A pauta da ocupação é clara: a revogação da Lei Estadual nº 10.820, de 19 de dezembro de 2024, promulgada sem consulta prévia, livre e informada aos povos indígenas, quilombolas e demais povos e comunidades tradicionais do Pará, e a exoneração do atual secretário de educação do Estado, Rossieli Soares da Silva. O MPF ressalta que a ocupação da Seduc é um ato legítimo de protesto contra medidas que afetam diretamente os povos indígenas.
“Ao Estado não é autorizada a intromissão na estrutura de organização social e política dos povos indígenas – especialmente sob o pretexto de pôr fim à mobilização por ampla e legítima reivindicação de direitos à educação de qualidade, presencial e diferenciada etnicamente. Essa incursão viola o princípio da autodeterminação dos povos, de base constitucional expressa”, alertam procuradoras e procuradores da República de todo o Pará.
Sem dano
O MPF afirma que a ocupação é pacífica, organizada e sem qualquer depredação patrimonial, atos de violência ou excesso no direito de manifestação. As lideranças indígenas, com representações pluriétnicas de diversos povos de diferentes regiões do Pará, estão nas dependências da Seduc expressando sua legítima reivindicação por direitos, realizando reuniões entre si e com instituições, assim como manifestações ritualísticas, com indumentárias tradicionais ancestrais e uso de instrumentos de canto.

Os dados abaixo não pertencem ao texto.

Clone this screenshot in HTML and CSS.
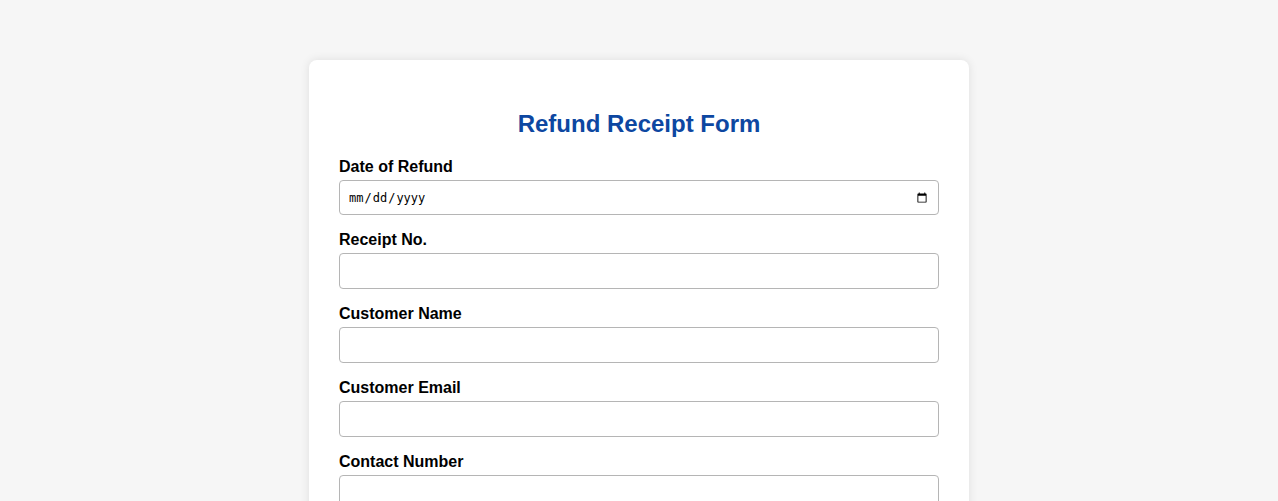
FILE: index.html
```html
<!DOCTYPE html>
<html lang="en">
<head>
<meta charset="utf-8">
<title>Refund Receipt Form</title>
<link rel="stylesheet" href="styles.css">
</head>
<body>
<div class="page">
  <form class="card">
    <h2 class="title">Refund Receipt Form</h2>
    <div class="group">
      <label class="label" for="date">Date of Refund</label>
      <input class="input date" type="date" id="date">
    </div>
    <div class="group">
      <label class="label" for="receipt">Receipt No.</label>
      <input class="input" type="text" id="receipt">
    </div>
    <div class="group">
      <label class="label" for="name">Customer Name</label>
      <input class="input" type="text" id="name">
    </div>
    <div class="group">
      <label class="label" for="email">Customer Email</label>
      <input class="input" type="email" id="email">
    </div>
    <div class="group">
      <label class="label" for="phone">Contact Number</label>
      <input class="input" type="tel" id="phone">
    </div>
  </form>
</div>
</body>
</html>
```
FILE: styles.css
```css
html, body {
  margin: 0;
  padding: 0;
  background: #f6f6f6;
  font-family: "Liberation Sans", Arial, sans-serif;
}
.page {
  display: flex;
  justify-content: center;
  padding-top: 60px;
}
.card {
  width: 660px;
  box-sizing: border-box;
  background: #ffffff;
  border-radius: 8px;
  box-shadow: 0 0 10px rgba(0, 0, 0, 0.1);
  padding: 30px;
}
.title {
  margin: 20px 0 20px;
  text-align: center;
  font-size: 24px;
  font-weight: bold;
  color: #0d47a1;
  line-height: 27px;
}
.group {
  margin-bottom: 15px;
}
.label {
  display: block;
  font-size: 16px;
  font-weight: bold;
  color: #000;
  line-height: 19px;
  margin-bottom: 4px;
}
.input {
  display: block;
  width: 100%;
  box-sizing: border-box;
  height: 36px;
  padding: 8px;
  border: 1px solid #b5b5b5;
  border-radius: 4px;
  font-family: "Liberation Sans", Arial, sans-serif;
  font-size: 16px;
  background: #fff;
}
.date {
  height: 35px;
  font-family: "DejaVu Sans Mono", "Liberation Mono", monospace;
  font-size: 12px;
}
```
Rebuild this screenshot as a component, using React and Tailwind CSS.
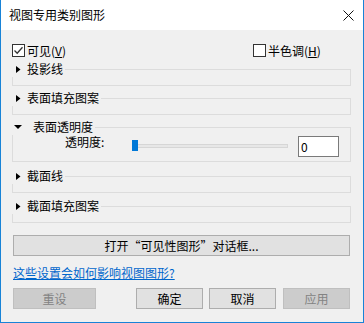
import React from "react";

const F = "font-['Noto_Sans_CJK_SC','Microsoft_YaHei',sans-serif]";

function ArrowRight() {
  return (
    <svg width="5" height="7" viewBox="0 0 5 7" className="block">
      <path d="M0 0 L4.5 3.5 L0 7 Z" fill="#000" />
    </svg>
  );
}

function ArrowDown() {
  return (
    <svg width="8" height="4" viewBox="0 0 8 4" className="block">
      <path d="M0 0 L8 0 L4 4 Z" fill="#000" />
    </svg>
  );
}

function Group({ title, expanded, className = "", children }) {
  return (
    <div className={`relative border border-[#dcdcdc] ${className}`}>
      <div className="absolute left-[-3px] top-[-9px] h-[16px] flex items-center bg-[#f0f0f0] pr-[2px]">
        {expanded ? (
          <>
            <div className="ml-[4px]">
              <ArrowDown />
            </div>
            <span className="ml-[11px] text-[12px] leading-[16px] text-black">{title}</span>
          </>
        ) : (
          <>
            <div className="ml-[6px]">
              <ArrowRight />
            </div>
            <span className="ml-[6px] text-[12px] leading-[16px] text-black">{title}</span>
          </>
        )}
      </div>
      {children}
    </div>
  );
}

function Check({ checked }) {
  return (
    <div className="w-[13px] h-[13px] border border-[#333333] bg-white flex items-center justify-center shrink-0">
      {checked && (
        <svg width="11" height="11" viewBox="0 0 11 11" className="block">
          <path d="M1.5 5.5 L4.2 8.2 L9.5 2.2" stroke="#333" strokeWidth="1.3" fill="none" />
        </svg>
      )}
    </div>
  );
}

function Btn({ children, disabled, className = "" }) {
  return (
    <div
      className={`h-[21px] flex items-center justify-center text-[12px] leading-[16px] border ${
        disabled
          ? "bg-[#cccccc] border-[#bfbfbf] text-[#838383]"
          : "bg-[#e1e1e1] border-[#adadad] text-black"
      } ${className}`}
    >
      {children}
    </div>
  );
}

export default function App() {
  return (
    <div className={`w-[364px] h-[323px] flex flex-col border-l border-r border-b border-[#1883d7] bg-[#f0f0f0] ${F}`}>
      {/* Title bar */}
      <div className="h-[30px] bg-white flex items-center justify-between shrink-0">
        <span className="ml-[8px] text-[12px] leading-[16px] text-black">视图专用类别图形</span>
        <svg width="11" height="11" viewBox="0 0 11 11" className="mr-[9px] block">
          <path d="M0.5 0.5 L10.5 10.5 M10.5 0.5 L0.5 10.5" stroke="#111" strokeWidth="1" />
        </svg>
      </div>

      {/* Body */}
      <div className="flex flex-col pl-[11px] pr-[12px]">
        {/* Checkboxes */}
        <div className="mt-[14px] h-[13px] flex items-center">
          <div className="w-[241px] flex items-center">
            <Check checked />
            <span className="ml-[2px] text-[12px] leading-[16px] text-black">
              可见(<u>V</u>)
            </span>
          </div>
          <div className="flex items-center">
            <Check />
            <span className="ml-[2px] text-[12px] leading-[16px] text-black">
              半色调(<u>H</u>)
            </span>
          </div>
        </div>

        <Group title="投影线" className="mt-[12px] h-[17px]" />
        <Group title="表面填充图案" className="mt-[12px] h-[17px]" />
        <Group title="表面透明度" expanded className="mt-[12px] h-[35px]">
          <div className="flex items-start">
            <span className="ml-[52px] mt-[6px] w-[67px] text-[12px] leading-[16px] text-black">透明度:</span>
            <div className="relative mt-[12px] w-[156px] h-[11px]">
              <div className="absolute left-[1px] right-0 top-[4px] h-[4px] border border-[#d6d6d6] bg-[#e7e7e7]" />
              <div className="absolute left-0 top-0 w-[6px] h-[11px] bg-[#0078d7]" />
            </div>
            <div className="ml-[10px] mt-[8px] w-[41px] h-[21px] border border-[#7a7a7a] bg-white flex items-center pl-[2px] text-[12px] leading-[16px] text-black">
              0
            </div>
          </div>
        </Group>
        <Group title="截面线" className="mt-[14px] h-[17px]" />
        <Group title="截面填充图案" className="mt-[13px] h-[17px]" />

        <Btn className="mt-[12px] ml-[1px] mr-[1px]">打开“可见性图形”对话框...</Btn>

        <a className="mt-[9px] ml-[1px] self-start text-[12px] leading-[16px] text-[#0066cc] underline">
          这些设置会如何影响视图图形?
        </a>

        <div className="mt-[7px] ml-[1px] flex">
          <Btn disabled className="w-[83px]">重设</Btn>
          <Btn className="ml-[40px] w-[67px]">确定</Btn>
          <Btn className="ml-[6px] w-[67px]">取消</Btn>
          <Btn disabled className="ml-[7px] w-[67px]">应用</Btn>
        </div>
      </div>
    </div>
  );
}
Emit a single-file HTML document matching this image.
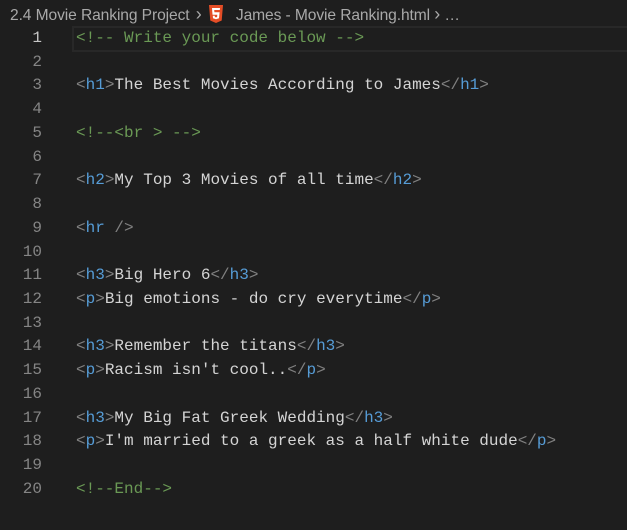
<!DOCTYPE html>
<html><head><style>
body{margin:0;width:627px;height:530px;background:#1e1e1e;overflow:hidden;font-family:"Liberation Mono",monospace;}
.bc{position:absolute;top:0;left:0;height:26px;line-height:28px;font-family:"Liberation Sans",sans-serif;font-size:15.6px;color:#a9a9a9;white-space:nowrap;padding-left:10px;letter-spacing:-0.1px}
.h5{display:inline-block;vertical-align:middle;margin:-3px 8px 0 6px}
.ln{position:absolute;left:0;width:42px;text-align:right;color:#858585;font-size:16px}
.ln.a{color:#c6c6c6}
.code{position:absolute;left:76px;font-size:16px;color:#d4d4d4;white-space:pre}
.row{position:absolute;height:23.7px;line-height:23.7px}
.b{color:#808080}.t{color:#569cd6}.c{color:#6a9955}
.hl{position:absolute;left:72px;top:26px;width:560px;height:22px;border:2px solid #282828}
</style></head><body>
<div class="bc">2.4 Movie Ranking Project <span style="font-size:18px;margin-left:2px">›</span><svg class="h5" width="16" height="18" viewBox="0 0 16 18"><path d="M1 0h14l-1.3 15.5L8 18l-5.7-2.5z" fill="#e44d26"/><path d="M4 3h8l-.2 2H6.2l.2 2.3H11.6l-.6 6L8 14.3l-3-1-.2-2.5h2l.1 1.2L8 12.4l1.1-.4.2-2.3H4.5z" fill="#fff"/></svg> James - Movie Ranking.html <span style="font-size:18px">›</span> …</div>
<div class="hl"></div>
<div id="l"></div>
<script>
const lines=[
'<span class="c">&lt;!-- Write your code below --&gt;</span>','',
'<span class="b">&lt;</span><span class="t">h1</span><span class="b">&gt;</span>The Best Movies According to James<span class="b">&lt;/</span><span class="t">h1</span><span class="b">&gt;</span>','',
'<span class="c">&lt;!--&lt;br &gt; --&gt;</span>','',
'<span class="b">&lt;</span><span class="t">h2</span><span class="b">&gt;</span>My Top 3 Movies of all time<span class="b">&lt;/</span><span class="t">h2</span><span class="b">&gt;</span>','',
'<span class="b">&lt;</span><span class="t">hr</span> <span class="b">/&gt;</span>','',
'<span class="b">&lt;</span><span class="t">h3</span><span class="b">&gt;</span>Big Hero 6<span class="b">&lt;/</span><span class="t">h3</span><span class="b">&gt;</span>',
'<span class="b">&lt;</span><span class="t">p</span><span class="b">&gt;</span>Big emotions - do cry everytime<span class="b">&lt;/</span><span class="t">p</span><span class="b">&gt;</span>','',
'<span class="b">&lt;</span><span class="t">h3</span><span class="b">&gt;</span>Remember the titans<span class="b">&lt;/</span><span class="t">h3</span><span class="b">&gt;</span>',
'<span class="b">&lt;</span><span class="t">p</span><span class="b">&gt;</span>Racism isn\'t cool..<span class="b">&lt;/</span><span class="t">p</span><span class="b">&gt;</span>','',
'<span class="b">&lt;</span><span class="t">h3</span><span class="b">&gt;</span>My Big Fat Greek Wedding<span class="b">&lt;/</span><span class="t">h3</span><span class="b">&gt;</span>',
'<span class="b">&lt;</span><span class="t">p</span><span class="b">&gt;</span>I\'m married to a greek as a half white dude<span class="b">&lt;/</span><span class="t">p</span><span class="b">&gt;</span>','',
'<span class="c">&lt;!--End--&gt;</span>'];
let h='';
lines.forEach((s,i)=>{const y=27+i*23.73;
h+=`<div class="row ln${i==0?' a':''}" style="top:${y}px">${i+1}</div><div class="row code" style="top:${y}px">${s}</div>`;});
document.getElementById('l').innerHTML=h;
</script>
</body></html>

A inspeção judicial realizada na última sexta-feira (31), na sede da Seduc, acompanhada pelo MPF, DPU, Procuradoria-Geral do Estado, Fundação Nacional dos Povos Indígenas (Funai), demonstrou que a ocupação, após 18 dias, não causou qualquer dano ao patrimônio público, cujos problemas estruturais, como rachaduras e vazamentos, são decorrentes do próprio descaso com o prédio. O MPF argumenta que a alegação de danos ao patrimônio serve ao interesse de estigmatizar os ocupantes como pessoas violentas e inflexíveis ao diálogo, devendo haver retratação.
O MPF contesta a alegação de que a ocupação impede totalmente o funcionamento da Seduc, afirmando que a secretaria pode continuar operando concomitantemente com a presença da manifestação pacífica. A alegação de obstrução total visa unicamente criar um falso cenário de caos para mais uma vez estigmatizar a manifestação indígena.
Segundo o MPF, a fala do governador de que a ocupação do órgão impede totalmente a prestação de serviço na segunda maior secretaria de Estado não é verdadeira. A ocupação não impede o funcionamento da secretaria e a prestação do relevante serviço público educacional, devendo haver retratação também nesse ponto, defende o MPF.
“O cenário posto, portanto, corrobora o contexto fático diametralmente oposto àquele ofertado pelo pronunciamento do governador Helder Barbalho, tornando falsas suas alegações, notadamente considerando os valores constitucionais da liberdade de reunião, manifestação e controle social de políticas públicas, por comunidades tradicionais diretamente afetadas por elas”, conclui o MPF.
O MPF pede à Justiça que sejam consideradas todas as cinco fake news e que o MPF seja incluído no processo como coautor da demanda judicial.
Por fim, o MPF reforça os pedidos da DPU, para que:
O Estado do Pará e a empresa Meta, responsável pelo Facebook e Instagram, sejam obrigados a excluir o vídeo;
Jader Barbalho seja obrigado a se retratar nas redes sociais;
as comunidades indígenas possam apresentar direito de resposta nas redes sociais do governador;
o Estado do Pará tenha que excluir outros conteúdos falsos;
a Funai seja obrigada a proteger a honra e integridade das comunidades indígenas vítimas de notícias falsas em relação ao movimento de ocupação da Seduc;
o Estado do Pará seja obrigado a pagar R$ 10 milhões por dano moral coletivo, valor a ser revertido para as comunidades indígenas que estão ocupando a Seduc.